§ What the exercise asks: From the entries below, copy out every line with "page" in it.

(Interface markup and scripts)
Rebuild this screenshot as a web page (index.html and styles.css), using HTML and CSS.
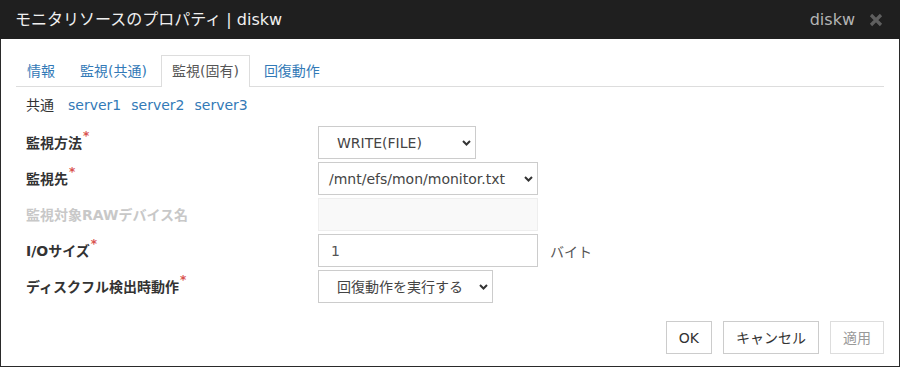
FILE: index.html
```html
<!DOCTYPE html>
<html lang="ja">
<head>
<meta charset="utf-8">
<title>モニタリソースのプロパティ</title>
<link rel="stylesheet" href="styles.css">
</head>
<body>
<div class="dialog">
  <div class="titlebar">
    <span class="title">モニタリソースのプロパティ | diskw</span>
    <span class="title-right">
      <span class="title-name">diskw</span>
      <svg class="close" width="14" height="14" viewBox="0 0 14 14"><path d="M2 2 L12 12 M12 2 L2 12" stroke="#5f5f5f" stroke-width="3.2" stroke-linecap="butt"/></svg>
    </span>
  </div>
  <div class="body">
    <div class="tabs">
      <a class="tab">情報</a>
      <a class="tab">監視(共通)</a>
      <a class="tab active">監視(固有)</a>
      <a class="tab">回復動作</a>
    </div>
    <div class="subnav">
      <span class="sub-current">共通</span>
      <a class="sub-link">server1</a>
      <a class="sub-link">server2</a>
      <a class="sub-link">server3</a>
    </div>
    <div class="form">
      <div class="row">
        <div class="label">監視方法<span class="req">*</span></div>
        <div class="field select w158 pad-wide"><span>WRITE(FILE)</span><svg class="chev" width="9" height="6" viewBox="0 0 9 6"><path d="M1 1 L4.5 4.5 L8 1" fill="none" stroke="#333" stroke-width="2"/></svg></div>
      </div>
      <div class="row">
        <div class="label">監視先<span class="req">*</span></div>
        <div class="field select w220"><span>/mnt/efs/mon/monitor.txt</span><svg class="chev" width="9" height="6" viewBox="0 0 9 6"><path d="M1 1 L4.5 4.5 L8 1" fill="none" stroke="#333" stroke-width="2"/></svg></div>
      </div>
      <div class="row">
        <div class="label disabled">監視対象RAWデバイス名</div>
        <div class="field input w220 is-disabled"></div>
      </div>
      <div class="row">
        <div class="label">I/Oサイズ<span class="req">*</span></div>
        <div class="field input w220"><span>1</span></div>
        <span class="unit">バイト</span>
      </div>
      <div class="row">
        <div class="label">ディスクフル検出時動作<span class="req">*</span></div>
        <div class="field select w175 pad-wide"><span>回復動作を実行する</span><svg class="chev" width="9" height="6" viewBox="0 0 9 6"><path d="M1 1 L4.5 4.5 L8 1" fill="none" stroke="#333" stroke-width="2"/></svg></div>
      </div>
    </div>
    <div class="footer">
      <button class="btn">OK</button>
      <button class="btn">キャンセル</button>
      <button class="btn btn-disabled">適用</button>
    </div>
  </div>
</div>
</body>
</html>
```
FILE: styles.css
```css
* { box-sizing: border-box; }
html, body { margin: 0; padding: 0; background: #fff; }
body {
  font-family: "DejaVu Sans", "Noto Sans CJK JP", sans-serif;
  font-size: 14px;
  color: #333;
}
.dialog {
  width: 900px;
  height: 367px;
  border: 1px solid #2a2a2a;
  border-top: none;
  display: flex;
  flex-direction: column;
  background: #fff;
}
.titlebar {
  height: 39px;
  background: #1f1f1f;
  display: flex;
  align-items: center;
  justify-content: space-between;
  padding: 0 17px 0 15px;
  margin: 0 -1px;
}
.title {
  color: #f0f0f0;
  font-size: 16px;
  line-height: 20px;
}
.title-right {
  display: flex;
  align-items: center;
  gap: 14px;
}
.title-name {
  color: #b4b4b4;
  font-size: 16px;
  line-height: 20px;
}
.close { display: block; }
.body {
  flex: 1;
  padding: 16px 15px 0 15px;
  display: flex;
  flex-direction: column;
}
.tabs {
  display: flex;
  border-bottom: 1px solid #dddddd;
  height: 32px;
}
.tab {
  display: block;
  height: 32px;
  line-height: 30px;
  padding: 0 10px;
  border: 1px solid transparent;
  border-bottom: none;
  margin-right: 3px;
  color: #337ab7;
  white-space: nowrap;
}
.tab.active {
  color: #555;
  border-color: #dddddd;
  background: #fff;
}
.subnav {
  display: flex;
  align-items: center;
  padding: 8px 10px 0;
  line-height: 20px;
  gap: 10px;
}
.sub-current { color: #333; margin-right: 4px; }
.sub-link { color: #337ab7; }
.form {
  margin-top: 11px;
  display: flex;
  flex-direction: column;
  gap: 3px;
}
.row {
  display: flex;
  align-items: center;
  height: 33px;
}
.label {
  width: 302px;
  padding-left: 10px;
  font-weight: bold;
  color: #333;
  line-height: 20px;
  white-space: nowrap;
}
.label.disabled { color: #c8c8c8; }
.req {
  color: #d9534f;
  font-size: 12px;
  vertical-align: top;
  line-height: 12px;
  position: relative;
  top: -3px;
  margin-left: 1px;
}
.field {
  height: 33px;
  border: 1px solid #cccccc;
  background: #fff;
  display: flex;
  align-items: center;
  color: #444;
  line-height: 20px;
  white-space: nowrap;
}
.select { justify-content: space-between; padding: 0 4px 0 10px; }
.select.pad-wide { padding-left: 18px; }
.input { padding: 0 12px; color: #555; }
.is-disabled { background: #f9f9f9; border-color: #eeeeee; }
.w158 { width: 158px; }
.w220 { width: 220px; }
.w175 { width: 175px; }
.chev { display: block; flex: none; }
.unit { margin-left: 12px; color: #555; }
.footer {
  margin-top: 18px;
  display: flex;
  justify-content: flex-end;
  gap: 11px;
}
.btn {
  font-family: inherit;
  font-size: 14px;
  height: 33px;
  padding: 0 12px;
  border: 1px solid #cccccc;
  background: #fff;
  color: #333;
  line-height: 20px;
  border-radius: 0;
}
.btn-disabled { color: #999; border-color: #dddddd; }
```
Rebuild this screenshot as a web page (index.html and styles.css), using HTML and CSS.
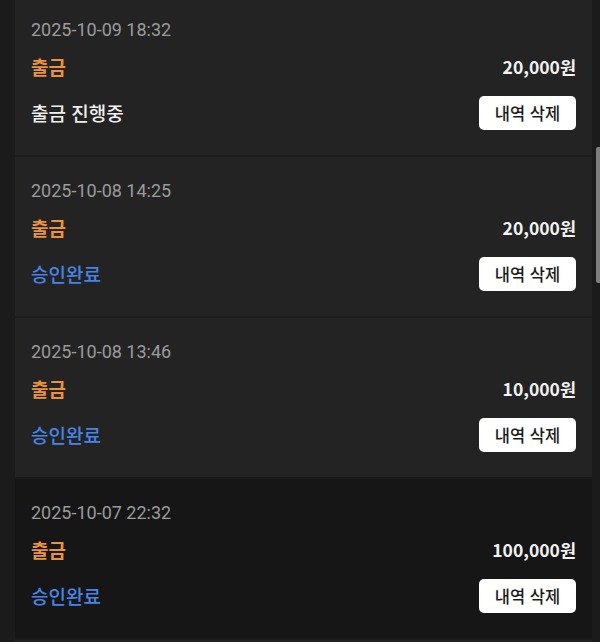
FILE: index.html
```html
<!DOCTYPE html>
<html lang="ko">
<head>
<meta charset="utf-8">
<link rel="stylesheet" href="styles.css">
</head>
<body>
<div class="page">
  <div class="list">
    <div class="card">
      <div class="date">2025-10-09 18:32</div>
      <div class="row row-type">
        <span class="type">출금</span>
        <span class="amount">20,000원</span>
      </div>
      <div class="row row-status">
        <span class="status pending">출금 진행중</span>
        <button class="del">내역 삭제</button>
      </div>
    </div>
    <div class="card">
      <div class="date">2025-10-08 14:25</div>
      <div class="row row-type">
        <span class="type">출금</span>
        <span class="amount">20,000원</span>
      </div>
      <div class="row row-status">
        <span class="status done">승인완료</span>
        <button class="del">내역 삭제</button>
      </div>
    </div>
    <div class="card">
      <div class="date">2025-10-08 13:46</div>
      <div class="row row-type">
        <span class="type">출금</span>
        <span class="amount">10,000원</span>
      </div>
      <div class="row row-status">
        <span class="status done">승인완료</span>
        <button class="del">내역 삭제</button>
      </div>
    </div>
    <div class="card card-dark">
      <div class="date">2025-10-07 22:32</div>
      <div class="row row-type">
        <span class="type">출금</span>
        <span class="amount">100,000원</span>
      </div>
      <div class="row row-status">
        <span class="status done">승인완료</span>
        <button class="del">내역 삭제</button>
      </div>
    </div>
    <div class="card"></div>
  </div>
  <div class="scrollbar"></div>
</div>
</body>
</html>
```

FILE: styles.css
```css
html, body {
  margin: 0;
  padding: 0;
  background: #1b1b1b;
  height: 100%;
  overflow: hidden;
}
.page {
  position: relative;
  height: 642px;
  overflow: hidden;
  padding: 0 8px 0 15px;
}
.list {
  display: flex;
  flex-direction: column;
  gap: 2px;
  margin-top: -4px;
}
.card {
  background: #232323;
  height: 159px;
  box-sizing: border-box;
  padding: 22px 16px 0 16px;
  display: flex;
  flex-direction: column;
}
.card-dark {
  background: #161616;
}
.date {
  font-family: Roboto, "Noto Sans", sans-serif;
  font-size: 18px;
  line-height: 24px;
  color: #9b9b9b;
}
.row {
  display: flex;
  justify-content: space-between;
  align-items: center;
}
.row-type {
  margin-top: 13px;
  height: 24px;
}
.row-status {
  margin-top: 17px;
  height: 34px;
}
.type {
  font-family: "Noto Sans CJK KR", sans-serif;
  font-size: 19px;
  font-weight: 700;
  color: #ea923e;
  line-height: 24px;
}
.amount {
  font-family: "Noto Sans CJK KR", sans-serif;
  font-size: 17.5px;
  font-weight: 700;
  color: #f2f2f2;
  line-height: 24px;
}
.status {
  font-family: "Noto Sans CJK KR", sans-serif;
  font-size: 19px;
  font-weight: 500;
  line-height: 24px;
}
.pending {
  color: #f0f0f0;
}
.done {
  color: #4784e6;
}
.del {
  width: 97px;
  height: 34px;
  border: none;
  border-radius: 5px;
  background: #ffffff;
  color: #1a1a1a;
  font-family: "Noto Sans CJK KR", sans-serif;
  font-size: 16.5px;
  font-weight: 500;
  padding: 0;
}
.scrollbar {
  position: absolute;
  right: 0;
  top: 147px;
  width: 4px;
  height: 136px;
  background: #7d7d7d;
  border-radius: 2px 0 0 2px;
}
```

§ Solution for this problem:
Rebuild this screenshot as a web page (index.html and styles.css), using HTML and CSS.
Rebuild this screenshot as a web page (index.html and styles.css), using HTML and CSS.
<div class="page">
.page {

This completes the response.